Gardening is such an adventure isn't it? I seem to learn something new most everyday in the garden. I'm terrible with containers mainly because I forget they need more fertilizing/compost and water than the stuff in the ground.

ChristyACB said...

I hear ya! Containers are used for overflow seedlings where there isn't room in the raised beds here and they never seem as happy as their planted brethren (or sisters) do.

But, we do what we must.

I also long for a nice long vista of green and growing things. Which means I probably should move out of the flood zone. :)

The Country Experience said...

As someone who has had to use buckets over the years, I feel your pain.

So now we've moved and I still have some plants in buckets while I wait to see what comes up where this year. It's amazing-- I have some roses that are 8 years old and still surviving in buckets! They may croak in shock when I plant them.

The Three Little Bears said...

Tomorrow I plant strawberries in peat pots! Thank you for sharing, I just found your blog. Look forward to reading more!

Robbyn said...

Kathie, Jack seems to have the green thumb for containers...can't wait to see how he fares when we have some actual square footage!

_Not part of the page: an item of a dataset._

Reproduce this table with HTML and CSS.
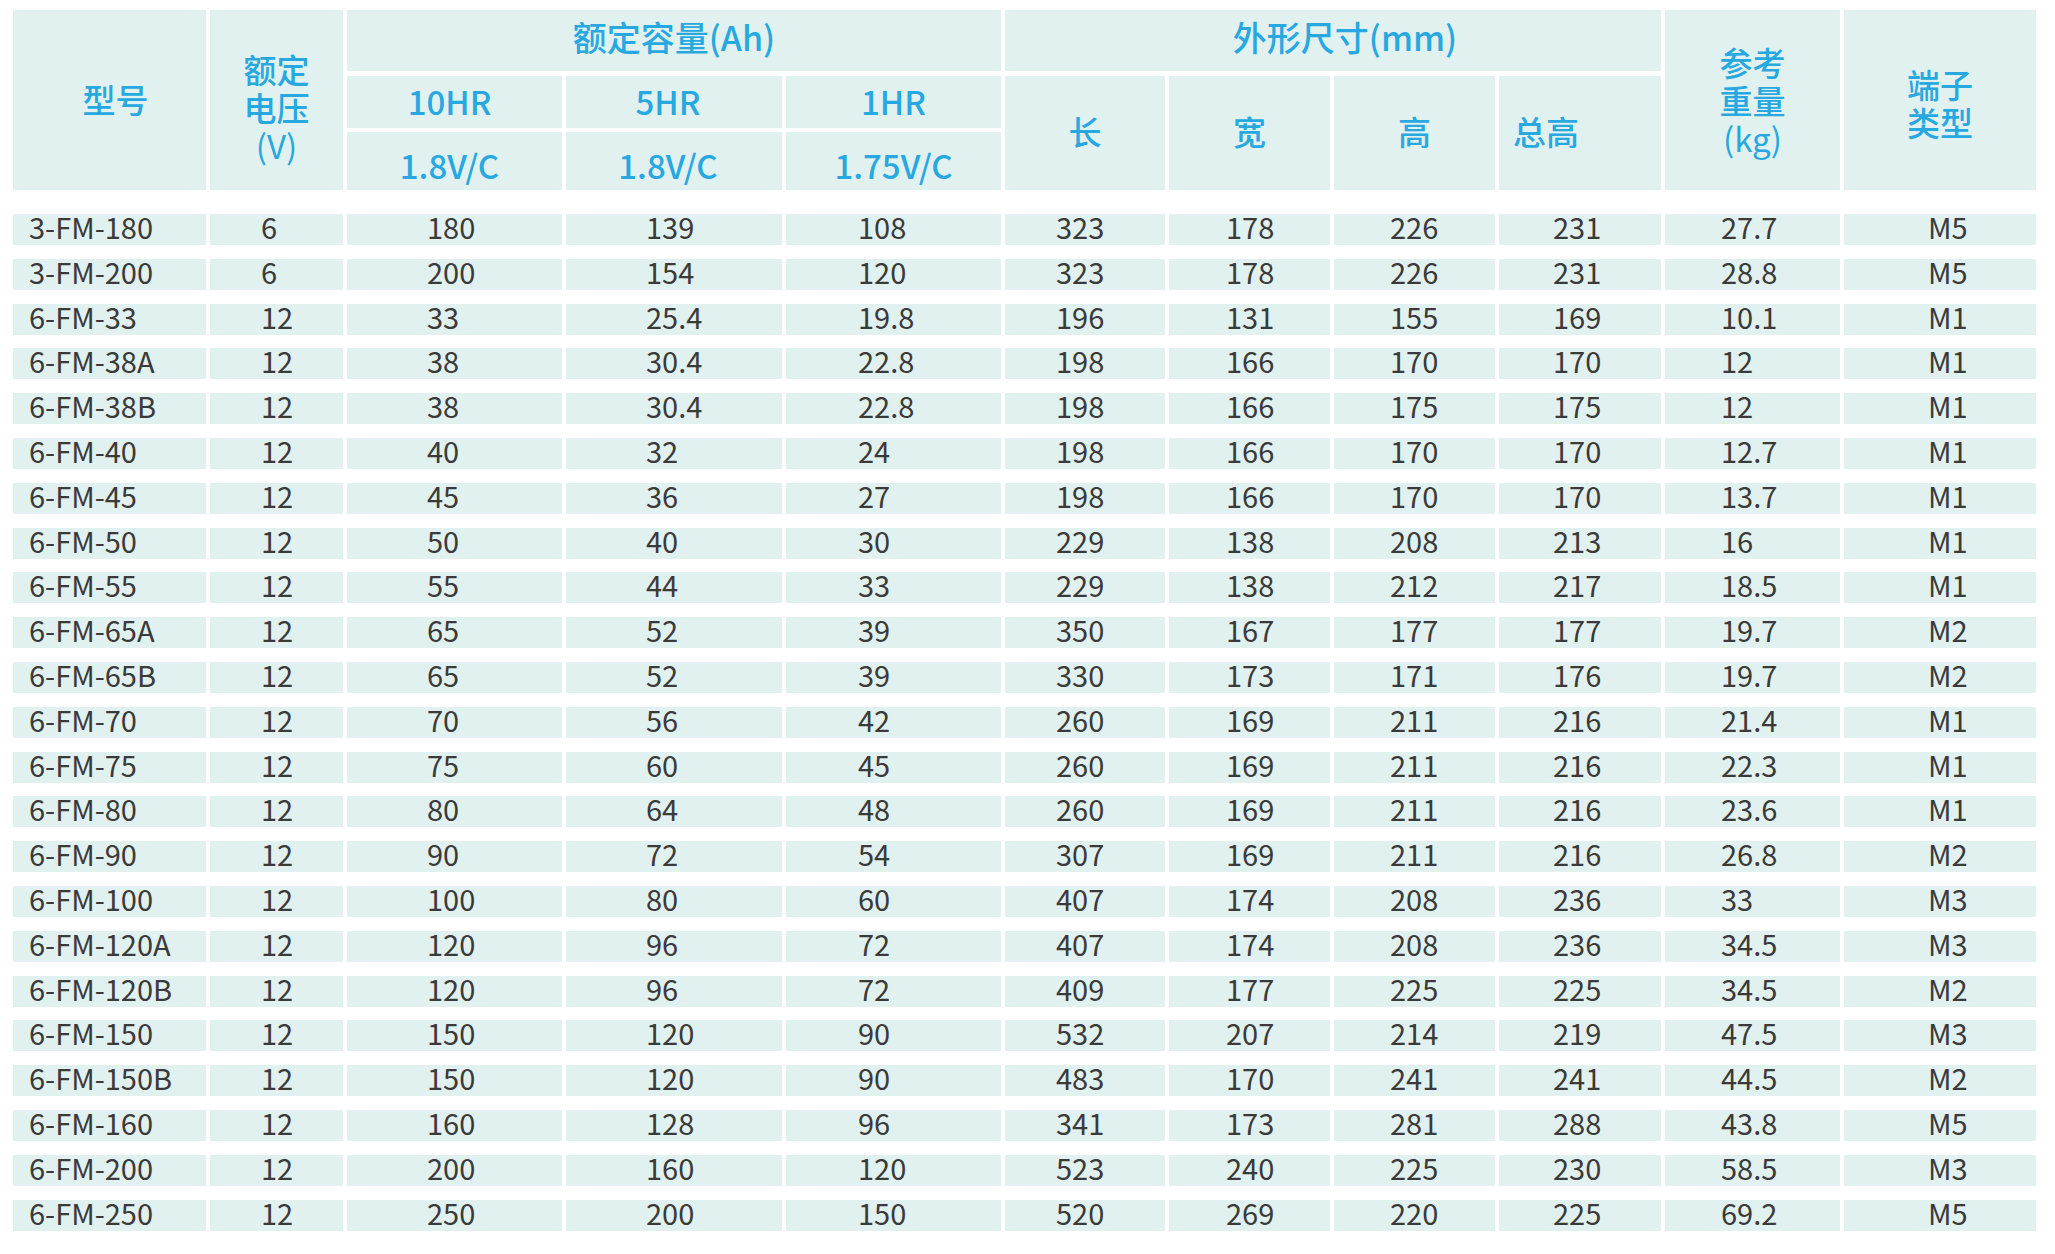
FILE: index.html
```html
<!DOCTYPE html>
<html lang="zh">
<head>
<meta charset="utf-8">
<title>规格表</title>
<link rel="stylesheet" href="styles.css">
</head>
<body>
<div class="table">
  <div class="head">
    <div class="h h-model"><span>型号</span></div>
    <div class="h h-volt"><div>额定<br>电压<br><span class="paren">(V)</span></div></div>
    <div class="h h-cap"><span>额定容量(Ah)</span></div>
    <div class="h h-r2 c3"><span>10HR</span></div>
    <div class="h h-r2 c4"><span>5HR</span></div>
    <div class="h h-r2 c5"><span>1HR</span></div>
    <div class="h h-r3 c3"><span>1.8V/C</span></div>
    <div class="h h-r3 c4"><span>1.8V/C</span></div>
    <div class="h h-r3 c5"><span>1.75V/C</span></div>
    <div class="h h-dim"><span>外形尺寸(mm)</span></div>
    <div class="h h-d c6"><span>长</span></div>
    <div class="h h-d c7"><span>宽</span></div>
    <div class="h h-d c8"><span>高</span></div>
    <div class="h h-d c9 h-total"><span>总高</span></div>
    <div class="h h-weight"><div>参考<br>重量<br><span class="paren">(kg)</span></div></div>
    <div class="h h-term"><div>端子<br>类型</div></div>
  </div>
  <div class="body" id="body"></div>
</div>
<script src="app.js"></script>
</body>
</html>
```
FILE: app.js
```js
const rows = [
["3-FM-180","6","180","139","108","323","178","226","231","27.7","M5"],
["3-FM-200","6","200","154","120","323","178","226","231","28.8","M5"],
["6-FM-33","12","33","25.4","19.8","196","131","155","169","10.1","M1"],
["6-FM-38A","12","38","30.4","22.8","198","166","170","170","12","M1"],
["6-FM-38B","12","38","30.4","22.8","198","166","175","175","12","M1"],
["6-FM-40","12","40","32","24","198","166","170","170","12.7","M1"],
["6-FM-45","12","45","36","27","198","166","170","170","13.7","M1"],
["6-FM-50","12","50","40","30","229","138","208","213","16","M1"],
["6-FM-55","12","55","44","33","229","138","212","217","18.5","M1"],
["6-FM-65A","12","65","52","39","350","167","177","177","19.7","M2"],
["6-FM-65B","12","65","52","39","330","173","171","176","19.7","M2"],
["6-FM-70","12","70","56","42","260","169","211","216","21.4","M1"],
["6-FM-75","12","75","60","45","260","169","211","216","22.3","M1"],
["6-FM-80","12","80","64","48","260","169","211","216","23.6","M1"],
["6-FM-90","12","90","72","54","307","169","211","216","26.8","M2"],
["6-FM-100","12","100","80","60","407","174","208","236","33","M3"],
["6-FM-120A","12","120","96","72","407","174","208","236","34.5","M3"],
["6-FM-120B","12","120","96","72","409","177","225","225","34.5","M2"],
["6-FM-150","12","150","120","90","532","207","214","219","47.5","M3"],
["6-FM-150B","12","150","120","90","483","170","241","241","44.5","M2"],
["6-FM-160","12","160","128","96","341","173","281","288","43.8","M5"],
["6-FM-200","12","200","160","120","523","240","225","230","58.5","M3"],
["6-FM-250","12","250","200","150","520","269","220","225","69.2","M5"]
];
const body = document.getElementById('body');
rows.forEach(r => {
  const row = document.createElement('div');
  row.className = 'row';
  r.forEach(v => {
    const c = document.createElement('div');
    c.className = 'cell';
    c.textContent = v;
    row.appendChild(c);
  });
  body.appendChild(row);
});
```
FILE: styles.css
```css
html, body {
  margin: 0;
  padding: 0;
  background: #ffffff;
}
body {
  padding: 10px 0 0 13px;
  font-family: "Noto Sans CJK SC", "Noto Sans", sans-serif;
}
.table {
  width: 2023px;
}
.head {
  display: grid;
  grid-template-columns: 193px 133px 215px 216px 215px 160px 161px 161px 162px 175px 192px;
  grid-template-rows: 61px 52px 58px;
  column-gap: 4px;
  row-gap: 4.5px;
}
.h {
  background: #e1f1ef;
  color: #27a8e0;
  font-size: 33px;
  font-weight: 500;
  display: flex;
  align-items: center;
  justify-content: center;
  text-align: center;
  line-height: 38px;
}
.paren {
  font-weight: 400;
}
.h-model { grid-column: 1; grid-row: 1 / 4; padding-bottom: 2px; padding-left: 12px; }
.h-volt { grid-column: 2; grid-row: 1 / 4; padding-top: 14px; }
.h-cap { grid-column: 3 / 6; grid-row: 1; padding-bottom: 8px; font-size: 34px; }
.h-dim { grid-column: 6 / 10; grid-row: 1; padding-bottom: 8px; padding-left: 24px; font-size: 34px; }
.h-weight { grid-column: 10; grid-row: 1 / 4; }
.h-term { grid-column: 11; grid-row: 1 / 4; padding-top: 5px; }
.h-r2 { grid-row: 2; padding-bottom: 2px; }
.h-r3 { grid-row: 3; padding-top: 7px; }
.h-d { grid-row: 2 / 4; padding-bottom: 4px; }
.c3 { grid-column: 3; padding-right: 10px; }
.c4 { grid-column: 4; padding-right: 12px; }
.c5 { grid-column: 5; }
.c6 { grid-column: 6; }
.c7 { grid-column: 7; }
.c8 { grid-column: 8; }
.c9 { grid-column: 9; }
.h-total { justify-content: flex-start; padding-left: 14px; }

.body {
  margin-top: 24px;
  display: flex;
  flex-direction: column;
  gap: 13.8px;
}
.row {
  display: grid;
  grid-template-columns: 193px 133px 215px 216px 215px 160px 161px 161px 162px 175px 192px;
  column-gap: 4px;
  height: 31px;
}
.cell {
  background: #e1f1ef;
  color: #3a3a3a;
  font-size: 29px;
  line-height: 24px;
  white-space: nowrap;
}
.cell:nth-child(1) { padding-left: 16px; }
.cell:nth-child(2) { padding-left: 51px; }
.cell:nth-child(3) { padding-left: 80px; }
.cell:nth-child(4) { padding-left: 80px; }
.cell:nth-child(5) { padding-left: 72px; }
.cell:nth-child(6) { padding-left: 51px; }
.cell:nth-child(7) { padding-left: 57px; }
.cell:nth-child(8) { padding-left: 56px; }
.cell:nth-child(9) { padding-left: 54px; }
.cell:nth-child(10) { padding-left: 56px; }
.cell:nth-child(11) { padding-left: 84px; }
```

Christy, lol my entire state is a flood zone ;-) Yes, even when we do have more space, we'll keep all those buckets for propagating things, probably trees. They'll always come in handy..just can't wait till I can hide them in their own little area :)

Country Experience...congratulations to having a place to spread out! If it werent for these buckets, we'd be a lot farther behind our learning curve for sure. A few things are doing well in them and we aren't sure how they'll fare on their own. My "rearranging the furniture" urges are really strong and that includes alllll those not so pretty plastic buckets...but no complaints :)

Hot Belly Mama, congratulations on your pregnancy! Ah, strawberries...yum! Welcome to the awesome homesteading community out here...there are a lot of links below on my sidebar...there are a LOT of places to explore!